Stop Climate Chaos


Protect the poorest (our policy)

We must do everything we can to meet our moral obligations to the world’s poorest people who have done least to create climate change but who stand to suffer first and worst.

Our Obligations

The UK must provide funds for adaptation, mitigation and low carbon development in poor countries. Aside from helping to build a global low carbon economy (which is in all our interests), such funding should be seen as compensation owed for the damage we are causing to some of the world’s most vulnerable communities. This follows the established ‘polluter pays’ principle; and committing to providing such funding would demonstrate good faith on the part of the UK ahead of the international climate talks at Copenhagen.
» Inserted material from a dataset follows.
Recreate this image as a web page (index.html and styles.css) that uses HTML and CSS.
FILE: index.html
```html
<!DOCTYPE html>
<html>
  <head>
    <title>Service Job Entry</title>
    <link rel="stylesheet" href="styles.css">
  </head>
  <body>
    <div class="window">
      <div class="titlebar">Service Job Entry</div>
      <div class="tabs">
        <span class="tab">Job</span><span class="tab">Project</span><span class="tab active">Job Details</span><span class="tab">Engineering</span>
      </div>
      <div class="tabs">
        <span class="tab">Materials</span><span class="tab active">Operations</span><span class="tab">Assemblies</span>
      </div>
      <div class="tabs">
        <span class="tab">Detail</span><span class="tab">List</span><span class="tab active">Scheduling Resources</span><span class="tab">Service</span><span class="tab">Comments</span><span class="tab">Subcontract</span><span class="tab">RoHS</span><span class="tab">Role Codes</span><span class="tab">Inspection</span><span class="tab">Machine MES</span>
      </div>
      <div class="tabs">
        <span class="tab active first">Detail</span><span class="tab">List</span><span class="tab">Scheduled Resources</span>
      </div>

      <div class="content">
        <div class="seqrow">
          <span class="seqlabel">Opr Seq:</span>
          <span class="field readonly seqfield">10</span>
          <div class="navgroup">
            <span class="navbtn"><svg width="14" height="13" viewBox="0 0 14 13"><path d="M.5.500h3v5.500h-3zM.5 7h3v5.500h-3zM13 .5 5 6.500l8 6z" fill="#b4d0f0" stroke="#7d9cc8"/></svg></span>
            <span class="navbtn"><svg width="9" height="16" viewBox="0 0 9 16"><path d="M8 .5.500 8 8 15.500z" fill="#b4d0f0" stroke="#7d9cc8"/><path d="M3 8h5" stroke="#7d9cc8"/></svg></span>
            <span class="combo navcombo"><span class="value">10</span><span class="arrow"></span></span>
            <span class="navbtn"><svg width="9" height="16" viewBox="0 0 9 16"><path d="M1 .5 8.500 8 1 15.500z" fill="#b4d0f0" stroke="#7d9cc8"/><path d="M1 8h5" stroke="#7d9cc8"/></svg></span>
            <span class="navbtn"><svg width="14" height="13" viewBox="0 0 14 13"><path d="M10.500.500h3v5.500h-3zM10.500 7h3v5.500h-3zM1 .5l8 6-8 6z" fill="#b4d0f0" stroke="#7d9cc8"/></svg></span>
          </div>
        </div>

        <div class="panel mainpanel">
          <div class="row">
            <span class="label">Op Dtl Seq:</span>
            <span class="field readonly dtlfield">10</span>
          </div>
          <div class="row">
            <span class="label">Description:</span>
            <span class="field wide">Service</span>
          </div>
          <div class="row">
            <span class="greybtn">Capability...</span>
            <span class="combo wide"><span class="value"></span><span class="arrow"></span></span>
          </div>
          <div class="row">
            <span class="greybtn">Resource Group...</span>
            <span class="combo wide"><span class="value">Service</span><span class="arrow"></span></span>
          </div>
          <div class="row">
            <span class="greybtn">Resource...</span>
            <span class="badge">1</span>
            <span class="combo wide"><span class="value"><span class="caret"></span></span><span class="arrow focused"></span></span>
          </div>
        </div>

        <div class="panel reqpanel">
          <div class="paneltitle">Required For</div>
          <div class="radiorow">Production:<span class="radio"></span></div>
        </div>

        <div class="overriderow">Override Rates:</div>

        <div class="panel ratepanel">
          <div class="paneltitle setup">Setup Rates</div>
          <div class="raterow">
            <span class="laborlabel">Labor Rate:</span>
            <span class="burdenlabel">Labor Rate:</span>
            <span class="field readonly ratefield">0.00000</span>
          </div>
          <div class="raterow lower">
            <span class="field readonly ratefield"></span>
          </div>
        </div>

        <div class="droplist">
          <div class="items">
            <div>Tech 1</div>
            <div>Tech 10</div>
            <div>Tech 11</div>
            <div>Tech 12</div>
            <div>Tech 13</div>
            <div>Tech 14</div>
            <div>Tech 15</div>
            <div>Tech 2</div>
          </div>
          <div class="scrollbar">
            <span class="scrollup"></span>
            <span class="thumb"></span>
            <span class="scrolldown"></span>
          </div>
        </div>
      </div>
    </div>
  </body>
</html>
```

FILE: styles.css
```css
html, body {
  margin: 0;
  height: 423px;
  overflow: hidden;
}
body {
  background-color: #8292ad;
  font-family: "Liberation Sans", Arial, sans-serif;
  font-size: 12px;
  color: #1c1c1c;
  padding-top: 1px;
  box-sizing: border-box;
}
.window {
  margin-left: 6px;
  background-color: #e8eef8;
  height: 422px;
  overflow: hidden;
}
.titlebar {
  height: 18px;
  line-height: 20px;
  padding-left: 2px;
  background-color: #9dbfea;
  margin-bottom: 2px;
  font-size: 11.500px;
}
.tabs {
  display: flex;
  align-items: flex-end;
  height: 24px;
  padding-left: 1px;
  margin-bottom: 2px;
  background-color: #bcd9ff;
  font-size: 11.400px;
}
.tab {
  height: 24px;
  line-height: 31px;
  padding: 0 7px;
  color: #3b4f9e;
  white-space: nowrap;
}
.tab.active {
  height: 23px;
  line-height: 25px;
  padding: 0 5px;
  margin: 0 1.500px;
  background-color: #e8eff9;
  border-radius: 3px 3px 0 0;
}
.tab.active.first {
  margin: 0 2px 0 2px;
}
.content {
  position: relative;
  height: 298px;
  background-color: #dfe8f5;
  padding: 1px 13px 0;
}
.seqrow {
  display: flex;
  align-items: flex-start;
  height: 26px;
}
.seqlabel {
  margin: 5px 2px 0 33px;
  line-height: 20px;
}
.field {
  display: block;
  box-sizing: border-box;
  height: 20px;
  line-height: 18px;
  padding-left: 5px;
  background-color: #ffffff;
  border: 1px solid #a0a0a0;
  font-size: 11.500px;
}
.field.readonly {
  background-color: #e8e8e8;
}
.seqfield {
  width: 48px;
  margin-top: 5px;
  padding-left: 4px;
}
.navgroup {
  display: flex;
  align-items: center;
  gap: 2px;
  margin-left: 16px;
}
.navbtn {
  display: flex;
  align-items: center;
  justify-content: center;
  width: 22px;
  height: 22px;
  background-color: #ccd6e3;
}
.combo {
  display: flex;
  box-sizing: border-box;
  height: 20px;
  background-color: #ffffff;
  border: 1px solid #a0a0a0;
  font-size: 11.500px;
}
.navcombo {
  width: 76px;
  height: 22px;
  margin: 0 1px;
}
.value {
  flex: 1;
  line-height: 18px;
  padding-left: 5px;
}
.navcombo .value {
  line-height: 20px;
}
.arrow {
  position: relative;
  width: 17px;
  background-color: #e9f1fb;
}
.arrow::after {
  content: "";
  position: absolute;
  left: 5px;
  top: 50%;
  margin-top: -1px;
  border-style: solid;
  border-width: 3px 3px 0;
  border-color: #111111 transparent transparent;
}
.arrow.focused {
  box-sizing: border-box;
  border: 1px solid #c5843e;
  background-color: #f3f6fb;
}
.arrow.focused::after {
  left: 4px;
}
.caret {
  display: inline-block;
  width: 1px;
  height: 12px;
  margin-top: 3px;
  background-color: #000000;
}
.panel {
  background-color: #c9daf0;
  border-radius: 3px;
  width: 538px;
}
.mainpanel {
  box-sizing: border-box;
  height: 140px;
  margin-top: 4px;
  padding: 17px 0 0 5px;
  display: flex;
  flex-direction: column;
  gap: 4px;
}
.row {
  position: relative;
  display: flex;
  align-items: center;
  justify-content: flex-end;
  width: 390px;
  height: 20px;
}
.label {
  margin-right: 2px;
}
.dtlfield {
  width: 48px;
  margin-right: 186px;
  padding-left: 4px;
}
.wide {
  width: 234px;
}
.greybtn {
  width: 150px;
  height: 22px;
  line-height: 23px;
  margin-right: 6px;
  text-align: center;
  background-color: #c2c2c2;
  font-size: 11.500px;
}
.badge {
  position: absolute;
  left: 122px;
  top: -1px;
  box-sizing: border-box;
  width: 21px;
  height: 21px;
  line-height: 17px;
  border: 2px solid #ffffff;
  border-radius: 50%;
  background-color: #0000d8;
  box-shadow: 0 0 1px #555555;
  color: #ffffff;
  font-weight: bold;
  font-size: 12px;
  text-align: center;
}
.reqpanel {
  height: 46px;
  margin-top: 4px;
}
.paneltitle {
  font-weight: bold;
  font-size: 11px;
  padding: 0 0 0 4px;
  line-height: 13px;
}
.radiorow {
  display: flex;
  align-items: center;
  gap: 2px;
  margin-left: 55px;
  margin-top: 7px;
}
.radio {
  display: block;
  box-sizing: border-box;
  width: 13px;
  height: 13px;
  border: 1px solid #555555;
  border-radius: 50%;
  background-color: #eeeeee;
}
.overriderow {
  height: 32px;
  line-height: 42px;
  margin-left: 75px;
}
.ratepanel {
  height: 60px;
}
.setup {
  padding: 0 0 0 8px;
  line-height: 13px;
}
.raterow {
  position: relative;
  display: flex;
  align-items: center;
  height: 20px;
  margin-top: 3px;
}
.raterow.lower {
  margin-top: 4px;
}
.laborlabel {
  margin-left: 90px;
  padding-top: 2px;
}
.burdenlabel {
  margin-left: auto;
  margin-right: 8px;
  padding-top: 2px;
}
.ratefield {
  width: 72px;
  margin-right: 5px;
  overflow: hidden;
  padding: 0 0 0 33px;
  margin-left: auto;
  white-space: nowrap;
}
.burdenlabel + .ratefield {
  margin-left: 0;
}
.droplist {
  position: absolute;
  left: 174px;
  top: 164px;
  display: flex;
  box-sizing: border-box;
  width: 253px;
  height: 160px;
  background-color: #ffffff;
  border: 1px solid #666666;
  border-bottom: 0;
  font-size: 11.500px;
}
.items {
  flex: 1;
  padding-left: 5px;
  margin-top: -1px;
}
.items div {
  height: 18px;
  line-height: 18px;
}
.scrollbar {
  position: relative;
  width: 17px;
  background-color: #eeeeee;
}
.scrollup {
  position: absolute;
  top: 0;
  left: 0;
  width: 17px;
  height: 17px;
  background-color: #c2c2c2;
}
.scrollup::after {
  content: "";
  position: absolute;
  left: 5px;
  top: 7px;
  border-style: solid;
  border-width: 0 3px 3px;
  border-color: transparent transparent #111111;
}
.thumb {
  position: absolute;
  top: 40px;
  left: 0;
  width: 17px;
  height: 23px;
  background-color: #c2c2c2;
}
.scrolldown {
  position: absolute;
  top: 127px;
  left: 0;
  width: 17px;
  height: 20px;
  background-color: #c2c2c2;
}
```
North-South Resource Transfer

The specific actions we call on the UK Government to take are to:

  • Provide our fair share of the resources that poor countries require to adapt to climate change, and to help them follow a low carbon development path.. Total funding from industrialised countries should be at least €110 billion ($160 billion) p.a. by 2020 of which at least €40-65 billion ($60-94 billion) should be for adaptation. The UK must help build a commitment from industrialised countries to deliver these resources which must be on top of the funds required to meet the existing internationally agreed aid target for donor countries (0.7% of GDP). Accordingly, new sources for raising these funds must be found (e.g. using revenues from the auctioning of EU ETS permits and/or international taxes on bunker fuels).
  • The UK’s fair share of this total funding is around €4-5 billion ($6-7 billion) p.a. out of a total EU share of at least €35 billion ($50 billion) p.a. The UK must commit to providing this finance and work towards the EU as a whole meeting its share.
  • Support the creation of an international framework which ensures that the above resource streams from industrialised to poorer countries (whether for adaptation, low carbon development or mitigation) are secure, equitable and predictable. This framework - which should have a governance structure that is fair, representative and transparent - should ensure that recipient countries control how these resources are used to address climate change and that finance is accessible to the poorest and most vulnerable countries and communities. It must also promote action to protect women, as some of the world's poorest citizens, and support their role in tackling climate change.